Going on about her Sacrifices while the person she Sacrificed is in ear shot.
Bryy
Gottaa love ho she goes “I’m sorry…. wait no i’m not. not at all”.
Adept
I wonder if we are supposed to find Joyce relatable or endearing? This pseudo-self-aware spiel undid any sympathy I had for her yesterday. I don’t think I would continue to associate with her.
Chris Phoenix
She didn’t say “I’m not sorry.” She said “I’ll be selfish.”
She didn’t go on about her “sacrifices.” She mentioned her choices (how much she threw away) parenthetically to show how much she wants Dorothy.
eh, whatever
I wonder if we are supposed to find Joyce relatable or endearing?

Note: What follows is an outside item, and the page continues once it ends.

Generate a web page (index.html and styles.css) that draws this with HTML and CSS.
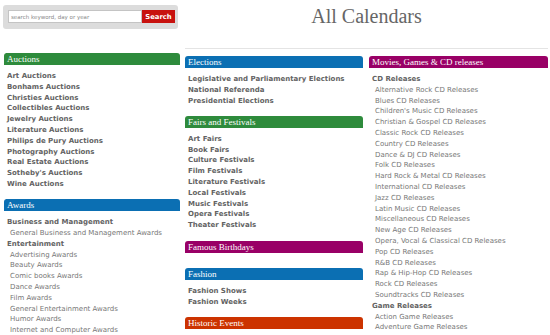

[Edit: oh great, the blockquote tag doesn’t work anymore! *headdesk*]
I think we’re supposed to watch her as she becomes aware of the situation. This strip is the beginning of a scene that’s going to last at least one more strip; I see no need to draw conclusions, such as a moral judgment, at this point. We don’t have enough information yet!
Dina is absolutely right, especially in panel 2. Not sure where Joyce is going with this because Becky and Dina’s issues have nothing to do with whether Dina is being ‘selfish’ or not.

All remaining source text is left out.